The task: Give an exact transcription of every line, dropping the images.

Available data:
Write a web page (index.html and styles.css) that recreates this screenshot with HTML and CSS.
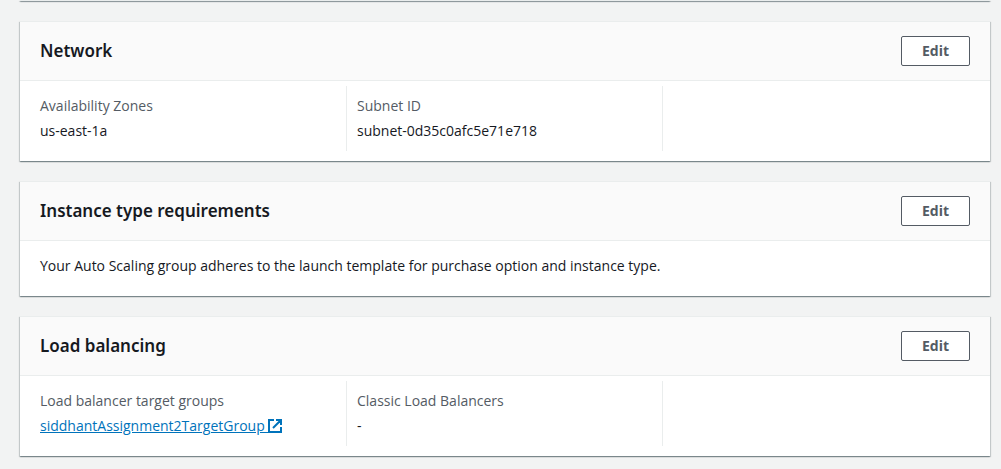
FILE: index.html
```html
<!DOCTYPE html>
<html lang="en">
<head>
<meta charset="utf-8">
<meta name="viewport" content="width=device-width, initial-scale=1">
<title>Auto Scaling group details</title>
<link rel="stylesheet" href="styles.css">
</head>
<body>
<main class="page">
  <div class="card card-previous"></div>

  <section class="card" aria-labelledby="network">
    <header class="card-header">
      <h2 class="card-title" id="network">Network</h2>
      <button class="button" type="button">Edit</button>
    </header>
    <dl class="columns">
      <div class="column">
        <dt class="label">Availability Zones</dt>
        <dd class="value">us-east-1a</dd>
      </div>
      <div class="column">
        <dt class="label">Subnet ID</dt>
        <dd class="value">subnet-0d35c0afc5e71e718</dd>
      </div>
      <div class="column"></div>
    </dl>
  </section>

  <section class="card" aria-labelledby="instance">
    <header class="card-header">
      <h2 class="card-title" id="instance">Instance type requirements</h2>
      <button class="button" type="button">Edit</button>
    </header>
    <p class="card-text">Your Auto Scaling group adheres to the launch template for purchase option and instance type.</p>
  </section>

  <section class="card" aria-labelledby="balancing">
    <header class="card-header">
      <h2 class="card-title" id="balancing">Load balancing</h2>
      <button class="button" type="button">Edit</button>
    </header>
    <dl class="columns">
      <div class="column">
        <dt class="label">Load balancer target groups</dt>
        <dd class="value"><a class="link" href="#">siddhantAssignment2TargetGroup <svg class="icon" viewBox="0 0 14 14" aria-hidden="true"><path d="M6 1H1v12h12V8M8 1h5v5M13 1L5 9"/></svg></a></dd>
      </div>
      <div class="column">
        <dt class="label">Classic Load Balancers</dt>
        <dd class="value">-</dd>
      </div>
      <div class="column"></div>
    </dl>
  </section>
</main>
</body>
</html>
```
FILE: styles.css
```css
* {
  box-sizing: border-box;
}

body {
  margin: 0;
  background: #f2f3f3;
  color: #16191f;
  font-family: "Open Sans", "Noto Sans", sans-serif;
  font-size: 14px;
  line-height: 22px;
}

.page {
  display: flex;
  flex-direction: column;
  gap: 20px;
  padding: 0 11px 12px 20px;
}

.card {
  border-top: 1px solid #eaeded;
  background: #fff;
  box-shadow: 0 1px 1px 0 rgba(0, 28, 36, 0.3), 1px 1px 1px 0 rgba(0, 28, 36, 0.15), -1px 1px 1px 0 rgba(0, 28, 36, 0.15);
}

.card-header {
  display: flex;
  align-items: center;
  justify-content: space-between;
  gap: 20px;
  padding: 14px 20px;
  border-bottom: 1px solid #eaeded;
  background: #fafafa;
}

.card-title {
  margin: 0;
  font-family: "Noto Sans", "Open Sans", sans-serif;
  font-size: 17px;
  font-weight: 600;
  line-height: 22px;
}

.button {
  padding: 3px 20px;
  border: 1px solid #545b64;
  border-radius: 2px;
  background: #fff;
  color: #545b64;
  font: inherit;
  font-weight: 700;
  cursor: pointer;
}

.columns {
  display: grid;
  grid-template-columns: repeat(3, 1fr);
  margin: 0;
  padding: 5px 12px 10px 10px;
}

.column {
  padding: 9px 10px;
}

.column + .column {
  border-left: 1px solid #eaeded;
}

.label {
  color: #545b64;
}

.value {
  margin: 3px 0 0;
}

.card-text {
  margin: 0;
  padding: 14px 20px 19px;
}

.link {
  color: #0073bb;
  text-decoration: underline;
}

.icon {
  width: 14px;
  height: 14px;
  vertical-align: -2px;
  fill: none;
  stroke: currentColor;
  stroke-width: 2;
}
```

Problem solution:
Write a web page (index.html and styles.css) that recreates this screenshot with HTML and CSS.
FILE: index.html
```html
<!DOCTYPE html>
<html lang="en">
<head>
<meta charset="utf-8">
<meta name="viewport" content="width=device-width, initial-scale=1">
<title>Auto Scaling group details</title>
<link rel="stylesheet" href="styles.css">
</head>
<body>
<main class="page">
  <div class="card card-previous"></div>

  <section class="card" aria-labelledby="network">
    <header class="card-header">
      <h2 class="card-title" id="network">Network</h2>
      <button class="button" type="button">Edit</button>
    </header>
    <dl class="columns">
      <div class="column">
        <dt class="label">Availability Zones</dt>
        <dd class="value">us-east-1a</dd>
      </div>
      <div class="column">
        <dt class="label">Subnet ID</dt>
        <dd class="value">subnet-0d35c0afc5e71e718</dd>
      </div>
      <div class="column"></div>
    </dl>
  </section>

  <section class="card" aria-labelledby="instance">
    <header class="card-header">
      <h2 class="card-title" id="instance">Instance type requirements</h2>
      <button class="button" type="button">Edit</button>
    </header>
    <p class="card-text">Your Auto Scaling group adheres to the launch template for purchase option and instance type.</p>
  </section>

  <section class="card" aria-labelledby="balancing">
    <header class="card-header">
      <h2 class="card-title" id="balancing">Load balancing</h2>
      <button class="button" type="button">Edit</button>
    </header>
    <dl class="columns">
      <div class="column">
        <dt class="label">Load balancer target groups</dt>
        <dd class="value"><a class="link" href="#">siddhantAssignment2TargetGroup <svg class="icon" viewBox="0 0 14 14" aria-hidden="true"><path d="M6 1H1v12h12V8M8 1h5v5M13 1L5 9"/></svg></a></dd>
      </div>
      <div class="column">
        <dt class="label">Classic Load Balancers</dt>
        <dd class="value">-</dd>
      </div>
      <div class="column"></div>
    </dl>
  </section>
</main>
</body>
</html>
```
FILE: styles.css
```css
* {
  box-sizing: border-box;
}

body {
  margin: 0;
  background: #f2f3f3;
  color: #16191f;
  font-family: "Open Sans", "Noto Sans", sans-serif;
  font-size: 14px;
  line-height: 22px;
}

.page {
  display: flex;
  flex-direction: column;
  gap: 20px;
  padding: 0 11px 12px 20px;
}

.card {
  border-top: 1px solid #eaeded;
  background: #fff;
  box-shadow: 0 1px 1px 0 rgba(0, 28, 36, 0.3), 1px 1px 1px 0 rgba(0, 28, 36, 0.15), -1px 1px 1px 0 rgba(0, 28, 36, 0.15);
}

.card-header {
  display: flex;
  align-items: center;
  justify-content: space-between;
  gap: 20px;
  padding: 14px 20px;
  border-bottom: 1px solid #eaeded;
  background: #fafafa;
}

.card-title {
  margin: 0;
  font-family: "Noto Sans", "Open Sans", sans-serif;
  font-size: 17px;
  font-weight: 600;
  line-height: 22px;
}

.button {
  padding: 3px 20px;
  border: 1px solid #545b64;
  border-radius: 2px;
  background: #fff;
  color: #545b64;
  font: inherit;
  font-weight: 700;
  cursor: pointer;
}

.columns {
  display: grid;
  grid-template-columns: repeat(3, 1fr);
  margin: 0;
  padding: 5px 12px 10px 10px;
}

.column {
  padding: 9px 10px;
}

.column + .column {
  border-left: 1px solid #eaeded;
}

.label {
  color: #545b64;
}

.value {
  margin: 3px 0 0;
}

.card-text {
  margin: 0;
  padding: 14px 20px 19px;
}

.link {
  color: #0073bb;
  text-decoration: underline;
}

.icon {
  width: 14px;
  height: 14px;
  vertical-align: -2px;
  fill: none;
  stroke: currentColor;
  stroke-width: 2;
}
```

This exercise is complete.